Transparent mutable replay for multicore debugging and patch validation

  • Authors:
  • Nicolas Viennot;Siddharth Nair;Jason Nieh

  • Affiliations:
  • Columbia University, New York, NY, USA;Columbia University, New York, NY, USA;Columbia University, New York, NY, USA

  • Venue:
  • Proceedings of the eighteenth international conference on Architectural support for programming languages and operating systems
  • Year:
  • 2013

Quantified Score

Hi-index 0.00

Visualization

Abstract

We present Dora, a mutable record-replay system which allows a recorded execution of an application to be replayed with a modified version of the application. This feature, not available in previous record-replay systems, enables powerful new functionality.

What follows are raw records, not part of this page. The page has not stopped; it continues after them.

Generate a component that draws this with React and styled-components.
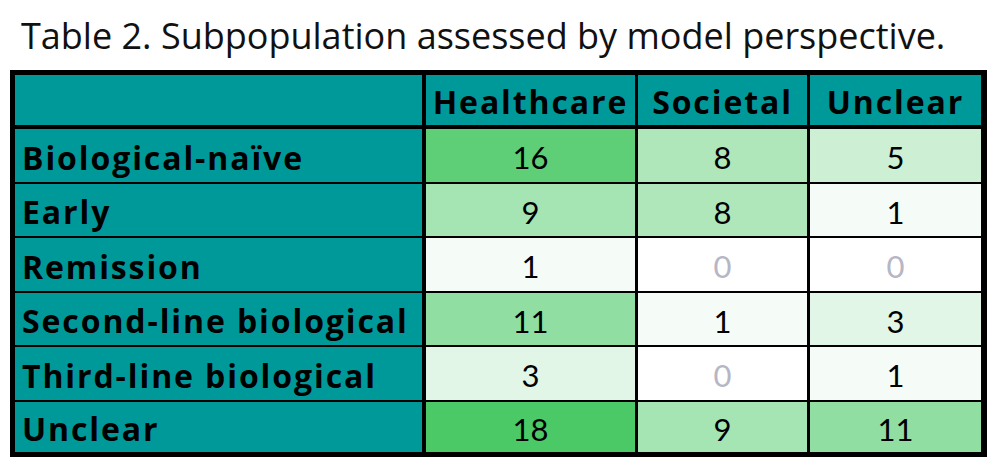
import React from 'react';
import styled, { createGlobalStyle } from 'styled-components';

const GlobalStyle = createGlobalStyle`
    html, body {
        margin: 0;
        padding: 0;
        background: #ffffff;
    }
`;

const Page = styled.div`
    width: 1000px;
    height: 470px;
    box-sizing: border-box;
    padding: 14px 13px 0 10px;
    font-family: Lato, 'Liberation Sans', sans-serif;
    color: #000;
`;

const Caption = styled.div`
    font-family: 'Open Sans', Lato, sans-serif;
    font-size: 36px;
    line-height: 44px;
    margin: 0 0 12px 11px;
    white-space: nowrap;
    color: #111;
`;

const Table = styled.div`
    width: 977px;
    box-sizing: border-box;
    background: #000;
    border: 5px solid #000;
    display: grid;
    grid-template-columns: 408px 209px 169px 171px;
    grid-template-rows: 52px 53px 52px 53px 52px 53px 50px;
    column-gap: 3px;
    row-gap: 2px;
`;

const Cell = styled.div`
    display: flex;
    align-items: center;
    justify-content: ${(p) => (p.$label ? 'flex-start' : 'center')};
    padding: ${(p) => (p.$label ? '3px 0 0 7px' : '3px 0 0 0')};
    box-sizing: border-box;
    white-space: nowrap;
    font-family: ${(p) => (p.$bold ? "'Open Sans', Lato, sans-serif" : "Lato, 'Liberation Sans', sans-serif")};
    font-size: ${(p) => (p.$bold ? '32px' : '31px')};
    font-weight: ${(p) => (p.$bold ? 700 : 400)};
    letter-spacing: ${(p) => (p.$bold ? '1.9px' : '0')};
    color: ${(p) => (p.$muted ? '#b6b6c4' : '#000')};
    background: ${(p) => p.$bg || '#009999'};
`;

const HeadCell = styled(Cell)`
    border-bottom: 2px solid #000;
    padding-bottom: 0;
`;

const FirstCol = styled.div`
    display: contents;
    & > * {
        margin-right: 1px;
    }
`;

const rows = [
    ['Biological-naïve', 16, 8, 5],
    ['Early', 9, 8, 1],
    ['Remission', 1, 0, 0],
    ['Second-line biological', 11, 1, 3],
    ['Third-line biological', 3, 0, 1],
    ['Unclear', 18, 9, 11],
];

// white -> green scale, like the spreadsheet colour rule
const shade = (v) => {
    const t = v / 18;
    const mix = (to) => Math.round(255 - t * (255 - to));
    return `rgb(${mix(74)}, ${mix(201)}, ${mix(102)})`;
};

function App() {
    return (
        <Page>
            <GlobalStyle />
            <Caption>Table 2. Subpopulation assessed by model perspective.</Caption>
            <Table>
                <FirstCol>
                    <HeadCell $label />
                </FirstCol>
                <HeadCell $bold>Healthcare</HeadCell>
                <HeadCell $bold>Societal</HeadCell>
                <HeadCell $bold>Unclear</HeadCell>
                {rows.map(([name, ...vals]) => (
                    <React.Fragment key={name}>
                        <FirstCol>
                            <Cell $label $bold>
                                {name}
                            </Cell>
                        </FirstCol>
                        {vals.map((v, i) => (
                            <Cell key={i} $bg={shade(v)} $muted={v === 0}>
                                {v}
                            </Cell>
                        ))}
                    </React.Fragment>
                ))}
            </Table>
        </Page>
    );
}

export default App;
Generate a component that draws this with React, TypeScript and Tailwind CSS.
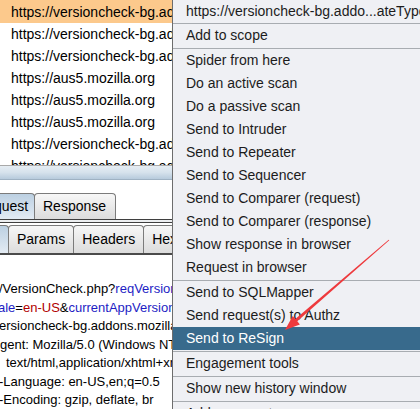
import React from "react";

const rows = [
  "https://versioncheck-bg.addons.mozilla.org",
  "https://versioncheck-bg.addons.mozilla.org",
  "https://versioncheck-bg.addons.mozilla.org",
  "https://aus5.mozilla.org",
  "https://aus5.mozilla.org",
  "https://aus5.mozilla.org",
  "https://versioncheck-bg.addons.mozilla.org",
  "https://versioncheck-bg.addons.mozilla.org",
];

type Item = { label: string; sep?: boolean; active?: boolean; first?: boolean };

const menu: Item[] = [
  { label: "https://versioncheck-bg.addo...ateType.php", first: true, sep: true },
  { label: "Add to scope", sep: true },
  { label: "Spider from here" },
  { label: "Do an active scan" },
  { label: "Do a passive scan" },
  { label: "Send to Intruder" },
  { label: "Send to Repeater" },
  { label: "Send to Sequencer" },
  { label: "Send to Comparer (request)" },
  { label: "Send to Comparer (response)" },
  { label: "Show response in browser" },
  { label: "Request in browser", sep: true },
  { label: "Send to SQLMapper" },
  { label: "Send request(s) to Authz" },
  { label: "Send to ReSign", active: true, sep: true },
  { label: "Engagement tools", sep: true },
  { label: "Show new history window", sep: true },
  { label: "Add comment" },
];

const tab =
  "h-full flex items-center pl-[8px] pr-[8px] border border-b-0 border-[#7b7b7b] rounded-t-[4px] bg-gradient-to-b from-[#f7f7f7] to-[#dcdcdc] text-black -ml-px";

export default function App() {
  return (
    <div className="relative w-[420px] h-[409px] overflow-hidden bg-white font-['Liberation_Sans',Arial,sans-serif] text-[14px]">
      {/* history list + request viewer */}
      <div className="flex flex-col w-[420px]">
        <div className="h-[165px] overflow-hidden">
          {rows.map((r, i) => (
            <div
              key={i}
              className={
                i === 0
                  ? "h-[23px] leading-[25px] pl-[11px] whitespace-nowrap bg-[#fcc98c] text-black"
                  : "h-[22px] leading-[22px] pl-[11px] whitespace-nowrap text-black"
              }
            >
              {r}
            </div>
          ))}
        </div>
        <div className="h-px bg-[#a9a9a9]" />
        <div className="h-[14px] bg-gradient-to-b from-[#e6edf3] via-[#d6e2ec] to-[#b7cbdc] border-b border-[#9fb2c3]" />

        {/* Request / Response tabs */}
        <div className="h-[39px] pt-[13px] flex items-end">
          <div className="h-[26px] flex">
            <div className="h-full w-[68px] -ml-[33px] flex items-center pl-[8px] border border-b-0 border-[#7b7b7b] rounded-t-[4px] bg-gradient-to-b from-[#bcd0e2] to-[#e3ebf3] text-black">
              Request
            </div>
            <div className="h-full w-[82px] flex items-center pl-[8px] border border-b-0 border-[#7b7b7b] rounded-t-[4px] bg-gradient-to-b from-[#f7f7f7] to-[#dcdcdc] -ml-px text-black">
              Response
            </div>
          </div>
        </div>
        <div className="h-[4px] border-y border-[#3f3f3f] bg-[#eceef0]" />

        {/* Raw / Params / Headers / Hex */}
        <div className="h-[32px] pt-[4px] flex items-end border-b-2 border-[#4a4a4a]">
          <div className="h-[28px] flex">
            <div className="h-full w-[9px] border-r border-t border-[#7b7b7b] rounded-tr-[4px] bg-gradient-to-b from-[#bcd0e2] to-[#e3ebf3]" />
            <div className={tab}>Params</div>
            <div className={tab}>Headers</div>
            <div className={tab + " w-[60px]"}>Hex</div>
          </div>
        </div>

        <div className="pt-[25px] text-[13px] leading-[18.5px] text-black whitespace-nowrap overflow-hidden">
          <div className="-ml-[1px]">
            /VersionCheck.php?<span className="text-[#1d1dc4]">reqVersion</span>=2&amp;id=
          </div>
          <div className="-ml-[2px]">
            <span className="text-[#1d1dc4]">ale</span>=<span className="text-[#b10000]">en-US</span>&amp;
            <span className="text-[#1d1dc4]">currentAppVersion</span>=<span className="text-[#b10000]">57.0</span>
          </div>
          <div className="-ml-[1px]">ersioncheck-bg.addons.mozilla.org</div>
          <div>gent: Mozilla/5.0 (Windows NT 10.0; Win64; x64)</div>
          <div className="ml-[6px]">text/html,application/xhtml+xml</div>
          <div className="-ml-[1px]">-Language: en-US,en;q=0.5</div>
          <div className="-ml-[1px]">-Encoding: gzip, deflate, br</div>
        </div>
      </div>

      {/* context menu */}
      <div className="absolute left-[172px] top-0 w-[260px] h-[420px] bg-[#eff0f4] border-l border-[#6d6d6d] text-[#1c1c1c]">
        {menu.map((m, i) => (
          <React.Fragment key={i}>
            <div
              className={
                (m.first ? "h-[22px] leading-[22px] " : "h-[23px] leading-[23px] ") +
                "pl-[13px] whitespace-nowrap overflow-hidden " +
                (m.active ? "bg-[#386a8c] text-white" : "")
              }
            >
              {m.label}
            </div>
            {m.sep && <div className="h-[2px] border-b border-[#a8acb1]" />}
          </React.Fragment>
        ))}
      </div>

      {/* annotation arrow */}
      <svg className="absolute inset-0 pointer-events-none" width="420" height="409" viewBox="0 0 420 409">
        <polygon
          points="389.3,240.3 297.3,321.3 299.9,324.4 285,330 292.7,316 295.3,319.1 388.7,239.7"
          fill="#ee3a3d"
        />
      </svg>
    </div>
  );
}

In particular, Dora can help reproduce, diagnose, and fix software bugs by replaying a version of a recorded application that is recompiled with debugging information, reconfigured to produce verbose log output, modified to include additional print statements, or patched to fix a bug. Dora uses lightweight operating system mechanisms to record an application execution by capturing nondeterministic events to a log without imposing unnecessary timing and ordering constraints. It replays the log using a modified version of the application even in the presence of added, deleted, or modified operations that do not match events in the log. Dora searches for a replay that minimizes differences between the log and the replayed execution of the modified program. If there are no modifications, Dora provides deterministic replay of the unmodified program. We have implemented a Linux prototype which provides transparent mutable replay without recompiling or relinking applications. We show that Dora is useful for reproducing, diagnosing, and fixing software bugs in real-world applications, including Apache and MySQL. Our results show that Dora (1) captures bugs and replays them with applications modified or reconfigured to produce additional debugging output for root cause diagnosis, (2) captures exploits and replays them with patched applications to validate that the patches successfully eliminate vulnerabilities, (3) records production workloads and replays them with patched applications to validate patches with realistic workloads, and (4) maintains low recording overhead on commodity multicore hardware, making it suitable for production systems.